___ DATASET EXTRACT ___

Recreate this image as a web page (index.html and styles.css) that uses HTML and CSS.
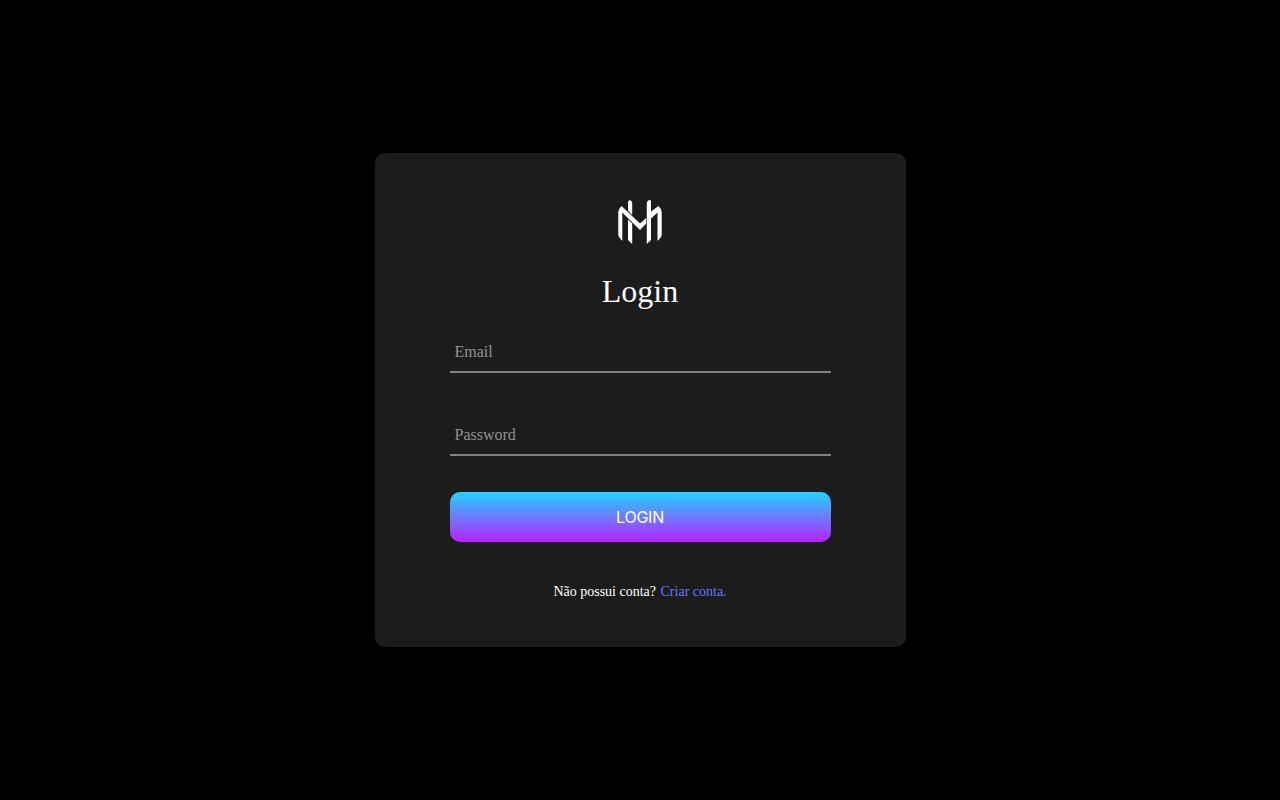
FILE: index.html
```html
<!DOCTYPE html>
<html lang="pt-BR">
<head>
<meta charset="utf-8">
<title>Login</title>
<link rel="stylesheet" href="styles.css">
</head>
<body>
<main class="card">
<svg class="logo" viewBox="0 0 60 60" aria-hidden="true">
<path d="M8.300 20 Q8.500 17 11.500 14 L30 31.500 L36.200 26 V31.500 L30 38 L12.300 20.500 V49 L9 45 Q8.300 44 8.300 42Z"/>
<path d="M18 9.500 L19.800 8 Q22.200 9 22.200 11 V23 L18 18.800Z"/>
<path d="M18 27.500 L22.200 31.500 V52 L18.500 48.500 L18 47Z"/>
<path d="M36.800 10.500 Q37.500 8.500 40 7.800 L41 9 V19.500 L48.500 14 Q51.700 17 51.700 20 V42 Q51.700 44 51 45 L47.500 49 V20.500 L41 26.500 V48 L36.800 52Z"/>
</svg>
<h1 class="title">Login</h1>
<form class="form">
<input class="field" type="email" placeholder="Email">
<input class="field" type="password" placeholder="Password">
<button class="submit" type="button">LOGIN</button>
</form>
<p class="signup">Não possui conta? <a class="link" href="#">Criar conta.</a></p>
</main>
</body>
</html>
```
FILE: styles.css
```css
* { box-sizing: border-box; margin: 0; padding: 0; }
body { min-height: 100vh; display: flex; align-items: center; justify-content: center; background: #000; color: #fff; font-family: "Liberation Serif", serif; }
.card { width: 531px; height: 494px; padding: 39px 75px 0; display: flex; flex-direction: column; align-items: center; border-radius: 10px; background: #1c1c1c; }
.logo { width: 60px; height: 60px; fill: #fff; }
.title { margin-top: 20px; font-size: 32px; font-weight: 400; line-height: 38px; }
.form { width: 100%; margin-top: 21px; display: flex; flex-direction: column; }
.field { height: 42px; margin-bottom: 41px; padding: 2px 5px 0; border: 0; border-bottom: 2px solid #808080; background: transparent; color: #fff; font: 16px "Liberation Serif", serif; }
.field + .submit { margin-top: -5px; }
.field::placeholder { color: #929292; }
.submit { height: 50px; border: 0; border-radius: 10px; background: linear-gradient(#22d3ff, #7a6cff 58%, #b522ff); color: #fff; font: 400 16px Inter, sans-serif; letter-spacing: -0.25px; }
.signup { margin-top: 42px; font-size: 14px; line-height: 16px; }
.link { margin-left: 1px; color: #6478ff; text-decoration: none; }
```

___

▶ YOUR TASK: Copy the whole of the material above exactly, but not its images.

▶ RESULT OF THE TASK:
Recreate this image as a web page (index.html and styles.css) that uses HTML and CSS.
FILE: index.html
```html
<!DOCTYPE html>
<html lang="pt-BR">
<head>
<meta charset="utf-8">
<title>Login</title>
<link rel="stylesheet" href="styles.css">
</head>
<body>
<main class="card">
<svg class="logo" viewBox="0 0 60 60" aria-hidden="true">
<path d="M8.300 20 Q8.500 17 11.500 14 L30 31.500 L36.200 26 V31.500 L30 38 L12.300 20.500 V49 L9 45 Q8.300 44 8.300 42Z"/>
<path d="M18 9.500 L19.800 8 Q22.200 9 22.200 11 V23 L18 18.800Z"/>
<path d="M18 27.500 L22.200 31.500 V52 L18.500 48.500 L18 47Z"/>
<path d="M36.800 10.500 Q37.500 8.500 40 7.800 L41 9 V19.500 L48.500 14 Q51.700 17 51.700 20 V42 Q51.700 44 51 45 L47.500 49 V20.500 L41 26.500 V48 L36.800 52Z"/>
</svg>
<h1 class="title">Login</h1>
<form class="form">
<input class="field" type="email" placeholder="Email">
<input class="field" type="password" placeholder="Password">
<button class="submit" type="button">LOGIN</button>
</form>
<p class="signup">Não possui conta? <a class="link" href="#">Criar conta.</a></p>
</main>
</body>
</html>
```
FILE: styles.css
```css
* { box-sizing: border-box; margin: 0; padding: 0; }
body { min-height: 100vh; display: flex; align-items: center; justify-content: center; background: #000; color: #fff; font-family: "Liberation Serif", serif; }
.card { width: 531px; height: 494px; padding: 39px 75px 0; display: flex; flex-direction: column; align-items: center; border-radius: 10px; background: #1c1c1c; }
.logo { width: 60px; height: 60px; fill: #fff; }
.title { margin-top: 20px; font-size: 32px; font-weight: 400; line-height: 38px; }
.form { width: 100%; margin-top: 21px; display: flex; flex-direction: column; }
.field { height: 42px; margin-bottom: 41px; padding: 2px 5px 0; border: 0; border-bottom: 2px solid #808080; background: transparent; color: #fff; font: 16px "Liberation Serif", serif; }
.field + .submit { margin-top: -5px; }
.field::placeholder { color: #929292; }
.submit { height: 50px; border: 0; border-radius: 10px; background: linear-gradient(#22d3ff, #7a6cff 58%, #b522ff); color: #fff; font: 400 16px Inter, sans-serif; letter-spacing: -0.25px; }
.signup { margin-top: 42px; font-size: 14px; line-height: 16px; }
.link { margin-left: 1px; color: #6478ff; text-decoration: none; }
```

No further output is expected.